I also noticed that most stores are empty, except for the ones that sell used clothing. At all the stores that are still functioning people are crowded around the "last sale" stands. People are eager to save, to spend less, and to get the best deals in town. This is devastating. It takes up time and effort to find these deals, it takes away from the time people could be thinking of how to spend time with their families, or being happy about a national success in a sport discipline. It is very depressing to walk around when everyone is so determined to save, save, save. Why don't they go ahead and save themselves rather than money? Yeah, money is important and all, but it isn't the most important thing, that's for sure. 

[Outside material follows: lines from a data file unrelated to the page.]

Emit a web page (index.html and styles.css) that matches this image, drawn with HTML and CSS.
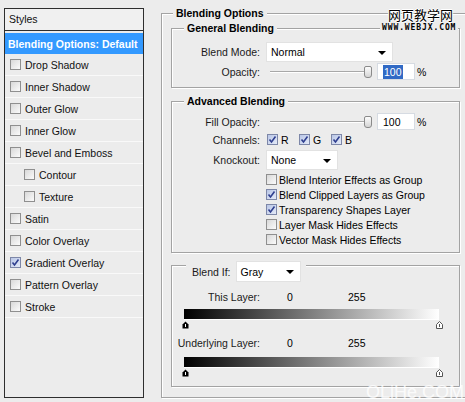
FILE: index.html
```html
<!DOCTYPE html>
<html lang="en">
<head>
    <meta charset="UTF-8">
    <title>Layer Style</title>
    <link rel="stylesheet" href="styles.css">
</head>
<body>
    <div class="dialog">
        <div class="styles-panel">
            <div class="styles-head">Styles</div>
            <ul class="style-list">
                <li class="style-item active">Blending Options: Default</li>
                <li class="style-item"><span class="cb"></span>Drop Shadow</li>
                <li class="style-item"><span class="cb"></span>Inner Shadow</li>
                <li class="style-item"><span class="cb"></span>Outer Glow</li>
                <li class="style-item"><span class="cb"></span>Inner Glow</li>
                <li class="style-item"><span class="cb"></span>Bevel and Emboss</li>
                <li class="style-item sub"><span class="cb"></span>Contour</li>
                <li class="style-item sub"><span class="cb"></span>Texture</li>
                <li class="style-item"><span class="cb"></span>Satin</li>
                <li class="style-item"><span class="cb"></span>Color Overlay</li>
                <li class="style-item"><span class="cb on"><svg width="9" height="9" viewBox="0 0 9 9"><path d="M1.5 4.5 L3.5 7 L7.5 1.5" fill="none" stroke="#2f3f8f" stroke-width="1.6"/></svg></span>Gradient Overlay</li>
                <li class="style-item"><span class="cb"></span>Pattern Overlay</li>
                <li class="style-item"><span class="cb"></span>Stroke</li>
            </ul>
        </div>

        <div class="options">
            <div class="group outer">
                <div class="group-title outer-title">Blending Options</div>

                <div class="group general">
                    <div class="group-title">General Blending</div>
                    <div class="row row-mode">
                        <label class="lbl">Blend Mode:</label>
                        <div class="select select-mode">Normal<span class="arrow"></span></div>
                    </div>
                    <div class="row row-slider">
                        <label class="lbl">Opacity:</label>
                        <div class="track"></div>
                        <div class="thumb"></div>
                        <div class="num"><span class="sel">100</span></div>
                        <span class="pct">%</span>
                    </div>
                </div>

                <div class="group advanced">
                    <div class="group-title">Advanced Blending</div>
                    <div class="row row-slider fill-row">
                        <label class="lbl">Fill Opacity:</label>
                        <div class="track"></div>
                        <div class="thumb"></div>
                        <div class="num">100</div>
                        <span class="pct">%</span>
                    </div>
                    <div class="row row-channels">
                        <label class="lbl">Channels:</label>
                        <div class="channels">
                            <span class="channel"><span class="cb on"><svg width="9" height="9" viewBox="0 0 9 9"><path d="M1.5 4.5 L3.5 7 L7.5 1.5" fill="none" stroke="#2f3f8f" stroke-width="1.6"/></svg></span>R</span>
                            <span class="channel"><span class="cb on"><svg width="9" height="9" viewBox="0 0 9 9"><path d="M1.5 4.5 L3.5 7 L7.5 1.5" fill="none" stroke="#2f3f8f" stroke-width="1.6"/></svg></span>G</span>
                            <span class="channel"><span class="cb on"><svg width="9" height="9" viewBox="0 0 9 9"><path d="M1.5 4.5 L3.5 7 L7.5 1.5" fill="none" stroke="#2f3f8f" stroke-width="1.6"/></svg></span>B</span>
                        </div>
                    </div>
                    <div class="row row-knockout">
                        <label class="lbl">Knockout:</label>
                        <div class="select select-knockout">None<span class="arrow"></span></div>
                    </div>
                    <div class="check-list">
                        <div class="check-row"><span class="cb"></span>Blend Interior Effects as Group</div>
                        <div class="check-row"><span class="cb on"><svg width="9" height="9" viewBox="0 0 9 9"><path d="M1.5 4.5 L3.5 7 L7.5 1.5" fill="none" stroke="#2f3f8f" stroke-width="1.6"/></svg></span>Blend Clipped Layers as Group</div>
                        <div class="check-row"><span class="cb on"><svg width="9" height="9" viewBox="0 0 9 9"><path d="M1.5 4.5 L3.5 7 L7.5 1.5" fill="none" stroke="#2f3f8f" stroke-width="1.6"/></svg></span>Transparency Shapes Layer</div>
                        <div class="check-row"><span class="cb"></span>Layer Mask Hides Effects</div>
                        <div class="check-row"><span class="cb"></span>Vector Mask Hides Effects</div>
                    </div>
                </div>

                <div class="group blend-if">
                    <div class="group-title blend-if-title">
                        Blend If:
                        <div class="select select-gray">Gray<span class="arrow"></span></div>
                    </div>
                    <div class="level-row this-layer">
                        <span class="lbl">This Layer:</span>
                        <span class="zero">0</span>
                        <span>255</span>
                    </div>
                    <div class="ramp"></div>
                    <div class="markers">
                        <svg width="7" height="8" viewBox="0 0 7 8"><path d="M3.5 0.5 L6.5 3.5 V7.5 H0.5 V3.5 Z" fill="#000"/><path d="M3.5 3 V6" stroke="#fff" stroke-width="1"/></svg>
                        <svg width="7" height="8" viewBox="0 0 7 8"><path d="M3.5 0.5 L6.5 3.5 V7.5 H0.5 V3.5 Z" fill="#fff" stroke="#555" stroke-width="1"/><path d="M3.5 3 V6" stroke="#555" stroke-width="1"/></svg>
                    </div>
                    <div class="level-row under-layer">
                        <span class="lbl">Underlying Layer:</span>
                        <span class="zero">0</span>
                        <span>255</span>
                    </div>
                    <div class="ramp"></div>
                    <div class="markers">
                        <svg width="7" height="8" viewBox="0 0 7 8"><path d="M3.5 0.5 L6.5 3.5 V7.5 H0.5 V3.5 Z" fill="#000"/><path d="M3.5 3 V6" stroke="#fff" stroke-width="1"/></svg>
                        <svg width="7" height="8" viewBox="0 0 7 8"><path d="M3.5 0.5 L6.5 3.5 V7.5 H0.5 V3.5 Z" fill="#fff" stroke="#555" stroke-width="1"/><path d="M3.5 3 V6" stroke="#555" stroke-width="1"/></svg>
                    </div>
                </div>
            </div>
        </div>

        <div class="mark-cn">网页教学网</div>
        <div class="mark-url">WWW.WEBJX.COM</div>
        <div class="mark-olihe">OLiHe.COM</div>
    </div>
</body>
</html>
```

FILE: styles.css
```css
body {
    margin: 0;
    background: #ececec;
    font-family: "Liberation Sans", Arial, sans-serif;
    font-size: 10.5px;
    color: #111;
    overflow: hidden;
}
.dialog {
    position: relative;
    display: flex;
    align-items: flex-start;
    width: 465px;
    height: 402px;
    overflow: hidden;
}

/* left list */
.styles-panel {
    box-sizing: border-box;
    flex: none;
    width: 140px;
    height: 390px;
    margin: 8px 0 0 4px;
    border: 1px solid #2e2e2e;
    background: #ececec;
}
.styles-head {
    height: 21px;
    line-height: 21px;
    padding-left: 4px;
    background: #f0f0f0;
    border-bottom: 1px solid #2e2e2e;
    margin-bottom: 2px;
}
.style-list {
    list-style: none;
    margin: 0;
    padding: 0;
}
.style-item {
    display: flex;
    align-items: center;
    height: 21px;
    padding-left: 5px;
    border-bottom: 1px solid #f9f9f9;
}
.style-item .cb {
    margin-right: 4px;
}
.style-item.sub {
    padding-left: 19px;
}
.style-item.active {
    background: #3399ff;
    color: #fff;
    font-weight: bold;
    padding-left: 3px;
    border-bottom: none;
}

/* checkboxes */
.cb {
    box-sizing: border-box;
    display: inline-flex;
    align-items: center;
    justify-content: center;
    flex: none;
    width: 11px;
    height: 11px;
    border: 1px solid #8f8f8f;
    background: linear-gradient(135deg, #d8d8d8, #fbfbfb);
}
.cb.on {
    border-color: #7d87a8;
    background: linear-gradient(135deg, #b9c6e6, #e4eaf8);
}

/* right side groups */
.options {
    flex: none;
    margin: 13px 0 0 17px;
}
.group {
    box-sizing: border-box;
    display: flex;
    flex-direction: column;
    align-items: flex-start;
    border: 1px solid #a3a3a3;
    box-shadow: 1px 1px 0 #fff, inset 1px 1px 0 #fff;
}
.group-title {
    display: flex;
    align-items: center;
    height: 14px;
    margin: -8px 0 0 12px;
    padding: 0 3px;
    background: #ececec;
    font-weight: bold;
    color: #000;
}
.outer {
    width: 309px;
    height: 385px;
    padding-left: 9px;
}
.outer-title {
    margin-left: 2px;
}
.general, .advanced, .blend-if {
    width: 289px;
}
.general {
    height: 60px;
    margin-top: 8px;
}
.advanced {
    height: 152px;
    margin-top: 13px;
}
.blend-if {
    height: 122px;
    margin-top: 12px;
}

.row {
    display: flex;
    align-items: center;
}
.lbl {
    box-sizing: border-box;
    width: 89px;
    padding-right: 1px;
    text-align: right;
    margin-right: 5px;
    color: #1a1a1a;
}
.row-mode {
    height: 20px;
    margin-top: 7px;
}
.row-slider {
    height: 17px;
    margin-top: 1px;
}
.fill-row {
    margin-top: 5px;
}
.row-channels {
    height: 19px;
}
.row-knockout {
    height: 20px;
    margin-top: 1px;
}

.select {
    box-sizing: border-box;
    position: relative;
    display: flex;
    align-items: center;
    height: 20px;
    padding-left: 4px;
    background: #fff;
    border: 1px solid #e2e2e2;
    color: #000;
    font-weight: normal;
}
.select-mode {
    width: 127px;
}
.select-knockout {
    width: 72px;
}
.select-gray {
    width: 65px;
    height: 21px;
    margin-left: 5px;
}
.arrow {
    position: absolute;
    right: 6px;
    top: 8px;
    width: 0;
    height: 0;
    border-left: 4px solid transparent;
    border-right: 4px solid transparent;
    border-top: 4px solid #000;
}

.track {
    width: 94px;
    height: 1px;
    margin-left: 4px;
    background: #a8a8a8;
    border-bottom: 1px solid #fff;
}
.thumb {
    box-sizing: border-box;
    width: 8px;
    height: 12px;
    border: 1px solid #8a8a8a;
    border-radius: 2px 2px 3px 3px;
    background: linear-gradient(#fdfdfd, #d4d4d4);
}
.num {
    box-sizing: border-box;
    display: flex;
    align-items: center;
    width: 38px;
    height: 17px;
    margin-left: 5px;
    padding-left: 5px;
    background: #fff;
    border: 1px solid #d6dbe2;
    color: #000;
}
.sel {
    background: #316ac5;
    color: #fff;
    padding: 1px 1px;
}
.pct {
    margin-left: 2px;
    color: #000;
}

.channels {
    display: flex;
    margin-left: 1px;
}
.channel {
    display: flex;
    align-items: center;
    width: 32px;
    color: #000;
}
.channel .cb {
    margin-right: 3px;
}

.check-list {
    margin: 2px 0 0 94px;
}
.check-row {
    display: flex;
    align-items: center;
    height: 15px;
    color: #000;
}
.check-row .cb {
    margin-right: 2px;
}

/* blend if */
.blend-if-title {
    height: 21px;
    margin: -5px 0 0 14px;
    padding: 0 5px 0 6px;
    font-weight: normal;
    color: #1a1a1a;
}
.level-row {
    display: grid;
    grid-template-columns: 89px 87px auto;
    align-items: center;
    height: 14px;
    color: #000;
}
.level-row .lbl {
    margin-right: 0;
}
.level-row .zero {
    padding-left: 26px;
}
.this-layer {
    margin-top: 8px;
}
.under-layer {
    margin-top: 7px;
}
.ramp {
    width: 255px;
    height: 10px;
    margin: 5px 0 0 12px;
    background: linear-gradient(to right, #000, #fff);
    border-bottom: 1px solid #fff;
}
.under-layer + .ramp {
    margin-top: 7px;
}
.markers {
    display: flex;
    justify-content: space-between;
    width: 261px;
    height: 8px;
    margin: 1px 0 0 10px;
}

/* watermarks */
.mark-cn {
    position: absolute;
    left: 388px;
    top: 7px;
    font-family: "Noto Sans CJK SC", sans-serif;
    font-size: 13px;
    line-height: 15px;
    color: #000;
    text-shadow: 1px 0 0 #fff, -1px 0 0 #fff, 0 1px 0 #fff, 0 -1px 0 #fff;
}
.mark-url {
    position: absolute;
    left: 380px;
    top: 23px;
    padding: 0 2px;
    background: #ececec;
    font-family: "DejaVu Sans Mono", monospace;
    font-weight: bold;
    font-size: 8px;
    line-height: 10px;
    letter-spacing: 0.9px;
    color: #000;
}
.mark-olihe {
    position: absolute;
    right: 1px;
    bottom: 1px;
    font-family: "Liberation Sans", Arial, sans-serif;
    font-size: 18px;
    line-height: 18px;
    color: rgba(255, 255, 255, 0.8);
}
```
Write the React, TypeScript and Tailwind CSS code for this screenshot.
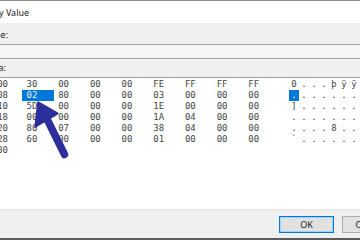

I have been ditching Latvia to the most now, and all I really know is nothing. I am scared to look in deeper. I am seeing an iceberg, where the most is underneath the surface, but before I dive, I have to learn how. So that is why I am studying outside of the country. There I will get to have an education. I will develop my personality and dinf out how people live in another culture. I will then get to compare the one in Canada to Latvia, and to Scotland (not even mentioning the many things I know about other cultures around the world). This is really why I like social psychology, it is not the data, but the actual behaviour of people groups that fascinate me.
Chance can be done! :)
Now, yeah, people are very much money motored now. It is simply the way people have learned to adapt to the current situation. However, I have noticed some positive change, the TV has some positive shows and commercial. There are many events and concerts around the country, many of which are free or inexpensive. I have also learned that there is a huge growth in tourists since last summer, which means that the Latvian currency has some buyers. It also means that there are some businesses that are not failing. I also love that there are nice people, who remember to be polite and nice. There are pros and cons to everything, but it takes some effort to not only see the pros, but also bring them out more than the cons. 
I'm off to bed now, so take care. Meanwhile, I will try to wrap my head around everything once again.